結膜充血はセルフケアできる。即効性のある目薬も
千寿製薬が3月に発売した「マイティアルミファイ」は、充血除去成分ブリモニジン酒石酸塩を配合した日本初の目薬だ。
「マイティアルミファイ」は要指導医薬品。ドラッグストアなどで薬剤師の指導を受けて購入する。2.5ml入り 2,178円/5ml入り3,828円(いずれもメーカー希望小売価格、税込)
ブリモニジン酒石酸塩とは、2017年にアメリカで承認されたダイレクトOTC(医療用を経ずに一般用医薬品に直接承認された成分)。主に結膜血管の静脈と細動脈に作用して充血を除去する。これまでも目の充血を軽減する目薬はあったが、それらとは作用機序が異なる。酸素や栄養分の細胞への運搬に大きな影響を及ぼすことなく、充血を軽減できるのが特長だ。
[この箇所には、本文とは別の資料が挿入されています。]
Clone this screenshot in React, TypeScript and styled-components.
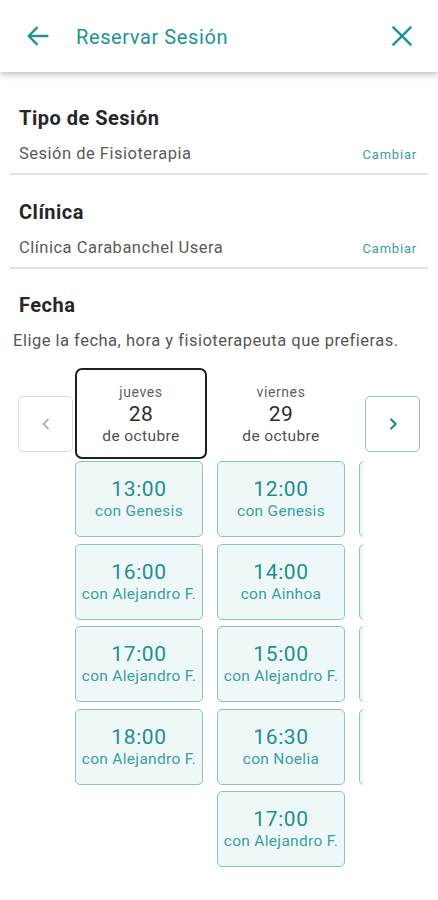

筆者はコンタクトレンズを常用し、ふだんはほぼ上のイメージ図2の状態。さっそく1滴差してみたところ、5分後には本当に白目が白くなり、気分が上がった。
結膜充血のセルフケア策も紹介しよう。即効性が高いのは、目を冷やすことだ。冷たいタオルで目の周りを冷やすことで血管が収縮し、充血が軽減される。
充血が起きやすい人には、小手先の対策だけでなく、疲れ目を軽減する生活習慣の見直しが求められる。スマホやパソコンの長時間見っぱなしを避け、ドライアイに気をつける。食生活で言えば、ビタミン類を多く摂取することを心がけたい。特にビタミンB2には細胞の再生を促し、結膜などの粘膜を保護する働きがある。牛や豚、鶏のレバーや牛乳、卵、納豆、葉物野菜などに豊富に含まれている。
あまり充血が気にならない人も、ぜひ一度、鏡で自分の目を見つめてみてほしい。白目に赤いものが混ざっていないか? 目は口ほどに物を言うのである。
「マイティアルミファイ」CM出演中の中条あやみさんは、「相手の目を見て挨拶することを心がけています。『マイティアルミファイ』は初めての人に会う前に使いたい」と話す。